- **Materials provided**
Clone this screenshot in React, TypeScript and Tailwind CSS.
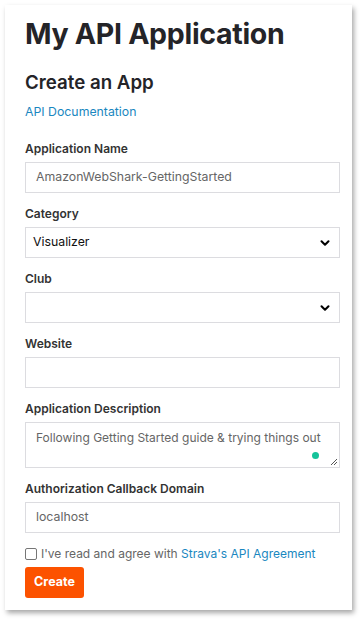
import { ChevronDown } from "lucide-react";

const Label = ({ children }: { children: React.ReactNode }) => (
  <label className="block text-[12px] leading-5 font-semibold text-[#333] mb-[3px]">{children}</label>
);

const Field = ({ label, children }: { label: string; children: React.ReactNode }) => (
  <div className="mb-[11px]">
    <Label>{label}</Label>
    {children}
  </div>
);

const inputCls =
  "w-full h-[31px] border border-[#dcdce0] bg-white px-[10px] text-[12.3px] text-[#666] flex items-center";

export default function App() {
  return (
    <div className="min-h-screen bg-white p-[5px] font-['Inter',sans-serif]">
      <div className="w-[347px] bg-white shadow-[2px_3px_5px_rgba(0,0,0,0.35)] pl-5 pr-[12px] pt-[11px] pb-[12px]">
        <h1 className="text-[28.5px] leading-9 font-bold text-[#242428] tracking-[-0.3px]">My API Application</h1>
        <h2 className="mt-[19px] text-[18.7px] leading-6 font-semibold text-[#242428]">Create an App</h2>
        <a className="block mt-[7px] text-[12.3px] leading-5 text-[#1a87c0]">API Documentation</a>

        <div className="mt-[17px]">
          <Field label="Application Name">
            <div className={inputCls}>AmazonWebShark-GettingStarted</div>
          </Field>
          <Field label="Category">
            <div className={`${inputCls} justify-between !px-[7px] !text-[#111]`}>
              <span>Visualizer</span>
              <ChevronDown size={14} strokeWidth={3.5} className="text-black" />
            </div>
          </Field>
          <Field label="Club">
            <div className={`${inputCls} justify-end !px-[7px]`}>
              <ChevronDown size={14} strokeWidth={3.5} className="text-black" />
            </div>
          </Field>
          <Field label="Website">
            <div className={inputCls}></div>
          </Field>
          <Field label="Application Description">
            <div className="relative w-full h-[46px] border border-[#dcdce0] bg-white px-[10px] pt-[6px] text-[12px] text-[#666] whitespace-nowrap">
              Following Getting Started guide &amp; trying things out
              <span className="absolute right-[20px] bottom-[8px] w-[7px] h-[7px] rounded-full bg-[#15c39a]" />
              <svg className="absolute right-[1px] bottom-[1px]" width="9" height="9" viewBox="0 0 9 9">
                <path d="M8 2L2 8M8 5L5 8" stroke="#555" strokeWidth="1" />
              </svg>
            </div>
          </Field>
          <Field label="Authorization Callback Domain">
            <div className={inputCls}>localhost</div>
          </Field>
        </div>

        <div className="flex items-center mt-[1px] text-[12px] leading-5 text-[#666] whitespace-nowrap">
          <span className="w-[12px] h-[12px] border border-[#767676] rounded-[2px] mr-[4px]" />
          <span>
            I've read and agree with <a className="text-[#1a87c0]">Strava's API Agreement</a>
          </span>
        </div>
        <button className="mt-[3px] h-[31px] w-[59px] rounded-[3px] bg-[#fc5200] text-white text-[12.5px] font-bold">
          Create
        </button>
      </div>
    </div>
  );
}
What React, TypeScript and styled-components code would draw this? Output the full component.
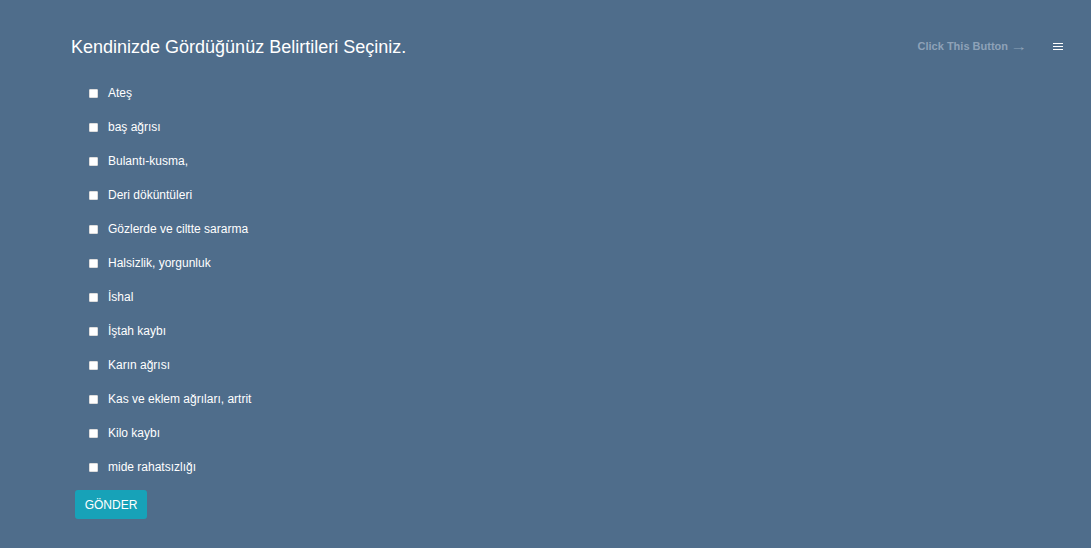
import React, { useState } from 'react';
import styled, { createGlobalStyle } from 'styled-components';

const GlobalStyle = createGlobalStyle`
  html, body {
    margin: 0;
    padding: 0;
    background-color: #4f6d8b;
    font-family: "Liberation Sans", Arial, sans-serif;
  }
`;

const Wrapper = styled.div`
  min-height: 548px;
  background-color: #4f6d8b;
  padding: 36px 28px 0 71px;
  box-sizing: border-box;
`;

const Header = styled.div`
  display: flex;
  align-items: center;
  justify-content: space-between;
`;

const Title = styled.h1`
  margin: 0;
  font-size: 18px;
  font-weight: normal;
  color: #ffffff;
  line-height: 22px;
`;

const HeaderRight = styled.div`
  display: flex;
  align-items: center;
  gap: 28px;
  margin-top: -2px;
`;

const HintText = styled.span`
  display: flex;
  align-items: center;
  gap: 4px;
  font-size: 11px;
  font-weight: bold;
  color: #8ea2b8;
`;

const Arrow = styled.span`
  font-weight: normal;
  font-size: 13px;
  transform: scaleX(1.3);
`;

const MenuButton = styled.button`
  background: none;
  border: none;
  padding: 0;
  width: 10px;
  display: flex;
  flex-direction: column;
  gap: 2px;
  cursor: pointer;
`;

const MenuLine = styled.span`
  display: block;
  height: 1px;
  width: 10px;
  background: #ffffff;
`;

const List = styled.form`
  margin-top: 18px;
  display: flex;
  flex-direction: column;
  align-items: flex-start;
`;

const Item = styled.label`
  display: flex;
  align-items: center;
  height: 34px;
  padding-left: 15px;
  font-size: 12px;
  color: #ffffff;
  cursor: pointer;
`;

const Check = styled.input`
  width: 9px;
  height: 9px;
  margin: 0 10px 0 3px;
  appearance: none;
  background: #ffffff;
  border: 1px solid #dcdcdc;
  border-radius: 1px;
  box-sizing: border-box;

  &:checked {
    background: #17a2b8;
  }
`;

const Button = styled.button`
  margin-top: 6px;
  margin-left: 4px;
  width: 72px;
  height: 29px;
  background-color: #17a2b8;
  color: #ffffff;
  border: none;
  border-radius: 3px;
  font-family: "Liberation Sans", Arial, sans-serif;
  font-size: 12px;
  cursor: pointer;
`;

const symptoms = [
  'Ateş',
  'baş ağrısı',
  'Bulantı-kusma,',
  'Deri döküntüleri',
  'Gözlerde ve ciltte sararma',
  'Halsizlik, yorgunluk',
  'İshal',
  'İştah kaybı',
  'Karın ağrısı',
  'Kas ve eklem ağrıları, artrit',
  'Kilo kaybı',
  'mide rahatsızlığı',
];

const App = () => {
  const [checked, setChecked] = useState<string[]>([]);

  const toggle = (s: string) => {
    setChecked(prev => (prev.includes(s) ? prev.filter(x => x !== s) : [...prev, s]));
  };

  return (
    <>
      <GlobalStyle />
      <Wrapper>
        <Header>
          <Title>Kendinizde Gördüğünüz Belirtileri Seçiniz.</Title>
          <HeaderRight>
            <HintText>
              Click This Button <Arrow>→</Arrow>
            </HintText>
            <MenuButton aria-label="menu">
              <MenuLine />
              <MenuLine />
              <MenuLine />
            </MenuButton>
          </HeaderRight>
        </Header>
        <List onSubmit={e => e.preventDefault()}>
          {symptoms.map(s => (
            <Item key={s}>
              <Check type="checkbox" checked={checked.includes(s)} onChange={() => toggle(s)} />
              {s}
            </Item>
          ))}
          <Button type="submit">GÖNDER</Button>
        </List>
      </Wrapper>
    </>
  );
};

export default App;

- **Task instructions**
Out of the records, collect only those lines that contain the string "full".

- **Finished exercise**
  "w-full h-[31px] border border-[#dcdce0] bg-white px-[10px] text-[12.3px] text-[#666] flex items-center";
            <div className="relative w-full h-[46px] border border-[#dcdce0] bg-white px-[10px] pt-[6px] text-[12px] text-[#666] whitespace-nowrap">
              <span className="absolute right-[20px] bottom-[8px] w-[7px] h-[7px] rounded-full bg-[#15c39a]" />
What React, TypeScript and styled-components code would draw this? Output the full component.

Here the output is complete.